I could have used long everywhere and avoided casts.

> >
> > Both kernel and libbpf should really limit it to 'void *'.
> >
> > In the other email I suggested to allow types that match expected
> > based on prog type, but even that is probably a danger zone as well.
> > The correct type would already be detected by the verifier,
> > so extra __arg_ctx is pointless.
> > It makes sense only for such polymorphic functions and those
> > better use 'void *' and don't dereference it.
> >
> > I think this can be a follow up.
>
> Not really just polymorphic functions. Think about subprog
> specifically for the fentry program, as one example.
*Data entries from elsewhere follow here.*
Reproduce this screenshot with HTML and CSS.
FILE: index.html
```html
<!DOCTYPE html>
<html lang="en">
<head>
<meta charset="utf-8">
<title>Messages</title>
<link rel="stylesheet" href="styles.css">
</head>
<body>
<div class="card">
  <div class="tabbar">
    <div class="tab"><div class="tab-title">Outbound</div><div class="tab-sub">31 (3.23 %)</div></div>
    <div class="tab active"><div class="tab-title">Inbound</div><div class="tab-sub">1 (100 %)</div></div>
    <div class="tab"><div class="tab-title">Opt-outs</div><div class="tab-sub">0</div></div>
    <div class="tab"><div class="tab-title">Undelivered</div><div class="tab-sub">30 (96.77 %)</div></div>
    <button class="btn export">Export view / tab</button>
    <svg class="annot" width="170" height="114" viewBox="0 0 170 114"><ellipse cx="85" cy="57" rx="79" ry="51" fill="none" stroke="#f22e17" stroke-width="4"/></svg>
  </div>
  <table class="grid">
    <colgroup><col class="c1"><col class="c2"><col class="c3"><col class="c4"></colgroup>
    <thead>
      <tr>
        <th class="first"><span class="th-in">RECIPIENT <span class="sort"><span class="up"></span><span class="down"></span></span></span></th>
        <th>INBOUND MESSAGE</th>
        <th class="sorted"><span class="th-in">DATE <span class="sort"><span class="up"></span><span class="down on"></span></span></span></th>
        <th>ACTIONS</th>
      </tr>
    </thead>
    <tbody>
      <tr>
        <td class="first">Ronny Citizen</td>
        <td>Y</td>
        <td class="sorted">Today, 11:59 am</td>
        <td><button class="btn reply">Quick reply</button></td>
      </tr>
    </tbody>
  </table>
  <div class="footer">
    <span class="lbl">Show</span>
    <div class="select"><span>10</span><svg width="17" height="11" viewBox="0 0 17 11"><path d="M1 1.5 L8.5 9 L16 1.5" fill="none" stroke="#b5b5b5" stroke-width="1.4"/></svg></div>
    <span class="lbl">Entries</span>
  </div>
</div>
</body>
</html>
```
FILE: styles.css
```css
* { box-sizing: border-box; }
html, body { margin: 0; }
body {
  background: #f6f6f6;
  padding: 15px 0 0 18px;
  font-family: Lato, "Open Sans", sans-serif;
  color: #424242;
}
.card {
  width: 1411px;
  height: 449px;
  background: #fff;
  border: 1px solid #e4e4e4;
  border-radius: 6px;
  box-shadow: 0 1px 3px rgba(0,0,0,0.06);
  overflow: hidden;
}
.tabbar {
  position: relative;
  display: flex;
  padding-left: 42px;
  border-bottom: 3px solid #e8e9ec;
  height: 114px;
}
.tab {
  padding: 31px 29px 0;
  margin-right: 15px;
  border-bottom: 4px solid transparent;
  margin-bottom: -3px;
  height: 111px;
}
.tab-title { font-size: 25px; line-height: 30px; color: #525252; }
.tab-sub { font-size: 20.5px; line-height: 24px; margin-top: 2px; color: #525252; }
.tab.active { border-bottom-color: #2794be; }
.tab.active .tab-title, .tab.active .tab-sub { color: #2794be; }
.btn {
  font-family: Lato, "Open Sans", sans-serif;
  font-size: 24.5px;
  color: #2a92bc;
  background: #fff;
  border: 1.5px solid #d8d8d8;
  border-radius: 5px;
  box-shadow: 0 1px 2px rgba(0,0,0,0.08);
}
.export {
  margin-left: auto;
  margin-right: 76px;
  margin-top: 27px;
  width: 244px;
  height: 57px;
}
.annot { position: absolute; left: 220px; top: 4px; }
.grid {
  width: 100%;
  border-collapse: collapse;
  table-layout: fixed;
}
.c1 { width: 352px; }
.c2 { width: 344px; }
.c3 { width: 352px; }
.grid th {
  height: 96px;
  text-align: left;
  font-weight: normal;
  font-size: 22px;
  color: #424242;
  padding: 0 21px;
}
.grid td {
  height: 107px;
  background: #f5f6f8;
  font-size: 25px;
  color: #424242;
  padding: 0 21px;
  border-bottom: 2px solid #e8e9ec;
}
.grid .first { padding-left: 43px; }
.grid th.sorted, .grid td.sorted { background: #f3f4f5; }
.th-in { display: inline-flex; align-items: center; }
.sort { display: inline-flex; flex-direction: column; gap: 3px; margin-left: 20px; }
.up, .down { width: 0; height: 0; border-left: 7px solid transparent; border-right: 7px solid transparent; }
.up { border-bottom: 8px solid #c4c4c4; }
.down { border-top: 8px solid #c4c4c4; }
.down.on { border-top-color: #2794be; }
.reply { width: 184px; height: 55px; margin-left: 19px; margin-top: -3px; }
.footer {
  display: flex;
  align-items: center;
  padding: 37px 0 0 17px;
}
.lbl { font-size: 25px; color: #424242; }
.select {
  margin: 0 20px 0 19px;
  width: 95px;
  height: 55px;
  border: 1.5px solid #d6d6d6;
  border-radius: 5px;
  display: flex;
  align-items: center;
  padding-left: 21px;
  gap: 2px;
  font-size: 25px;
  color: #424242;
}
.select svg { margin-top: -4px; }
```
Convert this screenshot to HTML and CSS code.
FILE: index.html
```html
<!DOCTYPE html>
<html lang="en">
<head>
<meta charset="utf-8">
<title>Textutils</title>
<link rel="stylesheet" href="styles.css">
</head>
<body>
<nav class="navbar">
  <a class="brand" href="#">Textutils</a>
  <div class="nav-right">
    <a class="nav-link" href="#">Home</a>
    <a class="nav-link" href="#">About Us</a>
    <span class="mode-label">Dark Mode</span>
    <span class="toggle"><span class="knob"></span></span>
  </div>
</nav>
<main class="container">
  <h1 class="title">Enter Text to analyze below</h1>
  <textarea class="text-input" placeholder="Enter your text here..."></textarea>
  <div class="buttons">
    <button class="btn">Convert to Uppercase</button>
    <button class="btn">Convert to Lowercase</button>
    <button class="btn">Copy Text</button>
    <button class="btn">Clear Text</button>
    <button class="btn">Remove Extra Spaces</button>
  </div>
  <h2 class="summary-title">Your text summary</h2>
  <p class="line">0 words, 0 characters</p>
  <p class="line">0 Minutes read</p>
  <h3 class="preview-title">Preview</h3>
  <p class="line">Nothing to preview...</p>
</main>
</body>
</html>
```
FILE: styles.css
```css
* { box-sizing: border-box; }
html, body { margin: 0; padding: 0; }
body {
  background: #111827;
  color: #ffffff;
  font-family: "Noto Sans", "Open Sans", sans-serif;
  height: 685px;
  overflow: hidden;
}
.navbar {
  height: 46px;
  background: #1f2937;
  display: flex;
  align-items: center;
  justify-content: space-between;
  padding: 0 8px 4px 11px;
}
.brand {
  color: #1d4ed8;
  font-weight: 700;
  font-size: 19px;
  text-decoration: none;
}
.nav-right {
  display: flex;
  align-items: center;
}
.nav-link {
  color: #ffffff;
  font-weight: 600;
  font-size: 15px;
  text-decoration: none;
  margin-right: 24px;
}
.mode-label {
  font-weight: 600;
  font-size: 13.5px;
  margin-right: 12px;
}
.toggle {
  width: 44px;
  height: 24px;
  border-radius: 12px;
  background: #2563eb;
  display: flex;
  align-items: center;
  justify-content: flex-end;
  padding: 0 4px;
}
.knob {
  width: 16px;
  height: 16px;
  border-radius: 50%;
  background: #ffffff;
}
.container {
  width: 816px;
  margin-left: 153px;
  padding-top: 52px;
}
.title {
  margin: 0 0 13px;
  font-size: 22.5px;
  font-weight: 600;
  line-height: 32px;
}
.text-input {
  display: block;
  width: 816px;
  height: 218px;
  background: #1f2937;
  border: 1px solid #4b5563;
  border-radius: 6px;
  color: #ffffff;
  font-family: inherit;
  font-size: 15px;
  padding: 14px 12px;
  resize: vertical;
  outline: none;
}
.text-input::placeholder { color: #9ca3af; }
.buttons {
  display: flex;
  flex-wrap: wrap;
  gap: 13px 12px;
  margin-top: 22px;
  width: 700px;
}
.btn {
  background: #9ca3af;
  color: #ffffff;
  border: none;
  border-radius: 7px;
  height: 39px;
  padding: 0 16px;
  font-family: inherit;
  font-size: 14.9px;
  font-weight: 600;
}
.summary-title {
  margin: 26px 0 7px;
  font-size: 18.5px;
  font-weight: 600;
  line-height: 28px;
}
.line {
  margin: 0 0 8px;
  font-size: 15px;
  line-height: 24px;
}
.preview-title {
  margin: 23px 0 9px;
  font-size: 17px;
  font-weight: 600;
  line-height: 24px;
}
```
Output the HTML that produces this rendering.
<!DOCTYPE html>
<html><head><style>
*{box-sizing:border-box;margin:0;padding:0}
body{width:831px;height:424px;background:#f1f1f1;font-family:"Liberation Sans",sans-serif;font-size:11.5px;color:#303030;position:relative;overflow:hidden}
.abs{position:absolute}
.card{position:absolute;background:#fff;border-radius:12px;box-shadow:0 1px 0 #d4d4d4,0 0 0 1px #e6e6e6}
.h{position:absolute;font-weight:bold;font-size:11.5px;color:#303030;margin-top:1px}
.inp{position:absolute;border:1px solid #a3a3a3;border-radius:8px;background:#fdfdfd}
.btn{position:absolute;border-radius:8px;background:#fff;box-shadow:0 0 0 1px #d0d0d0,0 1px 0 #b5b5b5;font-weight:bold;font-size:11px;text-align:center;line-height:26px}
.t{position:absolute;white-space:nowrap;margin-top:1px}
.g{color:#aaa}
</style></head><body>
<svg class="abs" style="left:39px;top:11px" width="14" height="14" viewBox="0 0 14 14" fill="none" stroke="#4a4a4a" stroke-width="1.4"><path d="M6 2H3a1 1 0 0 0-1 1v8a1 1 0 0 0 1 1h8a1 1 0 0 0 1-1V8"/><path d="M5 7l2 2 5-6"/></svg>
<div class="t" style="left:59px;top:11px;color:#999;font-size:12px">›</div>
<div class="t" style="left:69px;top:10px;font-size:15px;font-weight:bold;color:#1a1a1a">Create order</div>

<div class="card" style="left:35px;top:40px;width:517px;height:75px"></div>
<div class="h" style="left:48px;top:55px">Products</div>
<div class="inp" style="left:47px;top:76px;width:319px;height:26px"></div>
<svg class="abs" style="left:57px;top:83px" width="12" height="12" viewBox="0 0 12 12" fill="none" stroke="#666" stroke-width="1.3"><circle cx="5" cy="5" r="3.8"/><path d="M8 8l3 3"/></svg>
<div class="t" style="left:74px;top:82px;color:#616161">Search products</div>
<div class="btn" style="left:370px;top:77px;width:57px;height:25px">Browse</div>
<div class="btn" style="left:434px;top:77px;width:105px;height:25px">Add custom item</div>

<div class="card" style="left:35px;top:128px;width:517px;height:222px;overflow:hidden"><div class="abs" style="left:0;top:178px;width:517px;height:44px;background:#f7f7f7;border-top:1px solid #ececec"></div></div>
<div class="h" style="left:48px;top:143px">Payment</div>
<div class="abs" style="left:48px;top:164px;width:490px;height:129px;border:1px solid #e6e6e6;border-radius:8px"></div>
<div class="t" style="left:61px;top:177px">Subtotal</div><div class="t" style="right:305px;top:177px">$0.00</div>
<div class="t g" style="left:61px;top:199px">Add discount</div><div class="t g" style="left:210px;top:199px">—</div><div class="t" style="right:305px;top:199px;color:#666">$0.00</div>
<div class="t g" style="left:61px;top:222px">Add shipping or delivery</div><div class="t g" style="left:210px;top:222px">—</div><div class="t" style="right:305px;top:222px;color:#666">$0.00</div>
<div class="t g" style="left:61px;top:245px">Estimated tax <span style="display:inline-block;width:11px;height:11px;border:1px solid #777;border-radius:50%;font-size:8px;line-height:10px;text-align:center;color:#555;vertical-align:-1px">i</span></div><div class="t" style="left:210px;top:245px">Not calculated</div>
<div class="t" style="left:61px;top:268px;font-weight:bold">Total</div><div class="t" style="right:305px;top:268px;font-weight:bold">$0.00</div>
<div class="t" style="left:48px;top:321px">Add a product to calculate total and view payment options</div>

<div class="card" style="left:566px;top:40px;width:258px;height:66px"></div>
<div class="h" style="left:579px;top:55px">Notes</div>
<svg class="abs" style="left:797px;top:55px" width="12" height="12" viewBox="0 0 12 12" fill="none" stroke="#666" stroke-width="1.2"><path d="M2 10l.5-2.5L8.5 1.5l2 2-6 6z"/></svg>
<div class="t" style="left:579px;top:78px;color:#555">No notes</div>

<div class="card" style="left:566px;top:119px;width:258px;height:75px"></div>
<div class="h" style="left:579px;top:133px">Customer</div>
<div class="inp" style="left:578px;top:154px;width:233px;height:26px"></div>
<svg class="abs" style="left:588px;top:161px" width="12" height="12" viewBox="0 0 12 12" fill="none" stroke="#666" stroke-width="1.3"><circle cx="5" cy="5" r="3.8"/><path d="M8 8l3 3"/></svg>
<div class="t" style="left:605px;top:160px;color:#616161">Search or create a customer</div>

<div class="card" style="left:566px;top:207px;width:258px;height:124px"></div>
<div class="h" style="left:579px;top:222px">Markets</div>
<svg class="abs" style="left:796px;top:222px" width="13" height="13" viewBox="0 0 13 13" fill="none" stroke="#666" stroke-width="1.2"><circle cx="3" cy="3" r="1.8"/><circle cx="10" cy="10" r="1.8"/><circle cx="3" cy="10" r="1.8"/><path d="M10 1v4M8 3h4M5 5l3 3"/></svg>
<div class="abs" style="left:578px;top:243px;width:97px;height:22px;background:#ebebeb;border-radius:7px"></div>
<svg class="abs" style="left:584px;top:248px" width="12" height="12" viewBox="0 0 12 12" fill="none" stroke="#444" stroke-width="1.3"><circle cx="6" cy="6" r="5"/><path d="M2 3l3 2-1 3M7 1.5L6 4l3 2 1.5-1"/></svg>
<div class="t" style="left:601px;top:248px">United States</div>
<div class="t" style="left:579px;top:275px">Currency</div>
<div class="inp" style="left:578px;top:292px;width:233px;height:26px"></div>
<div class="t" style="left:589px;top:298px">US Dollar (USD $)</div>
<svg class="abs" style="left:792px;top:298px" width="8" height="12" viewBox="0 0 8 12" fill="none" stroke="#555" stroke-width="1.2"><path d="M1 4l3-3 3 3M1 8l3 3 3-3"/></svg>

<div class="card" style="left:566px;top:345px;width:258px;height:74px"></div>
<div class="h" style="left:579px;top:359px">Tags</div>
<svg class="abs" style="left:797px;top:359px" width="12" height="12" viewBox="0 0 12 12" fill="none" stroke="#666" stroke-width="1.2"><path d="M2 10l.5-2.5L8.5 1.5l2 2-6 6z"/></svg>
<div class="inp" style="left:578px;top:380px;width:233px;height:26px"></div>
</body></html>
You *need*
> __arg_ctx just to make context passing work, but you also want
> non-`void *` type to access arguments.
>
> int subprog(u64 *args __arg_ctx) { ... }
>
> SEC("fentry")
> int BPF_PROG(main_prog, ...)
> {
>     return subprog(ctx);
> }
>
> Similarly, tracepoint programs, you'd have:
>
> int subprog(struct syscall_trace_enter* ctx __arg_ctx) { ... }
>
> SEC("tracepoint/syscalls/sys_enter_kill")
> int main_prog(struct syscall_trace_enter* ctx)
> {
>     return subprog(ctx);
> }
>
> So that's one group of cases.

But the above two are not supported by libbpf
since it doesn't handle "tracing" and "tracepoint" prog types
in global_ctx_map.
I suspect the kernel sort-of supports above, but in a dangerous
and broken way.

My point is that users must not use __arg_ctx in these two cases.
fentry (tracing prog type) wants 'void *' in the kernel to
match to ctx.
So the existing mechanism (prior to arg_ctx in the kernel)
should already work.

> Another special case are networking programs, where both "__sk_buff"
> and "sk_buff" are allowed, same for "xdp_buff" and "xdp_md".

what do you mean both?
networking bpf prog must only use __sk_buff and that is one and
only supported ctx.
Using 'struct sk_buff *ctx __arg_ctx' will be a bad bug.
Since offsets will be all wrong while ctx rewrite will apply garbage
and will likely fail.

> Also, kprobes are special, both "struct bpf_user_pt_regs_t" and
> *typedef* "bpf_user_pt_regs_t" are supported. But in practice users
> will often just use `struct pt_regs *ctx`, actually.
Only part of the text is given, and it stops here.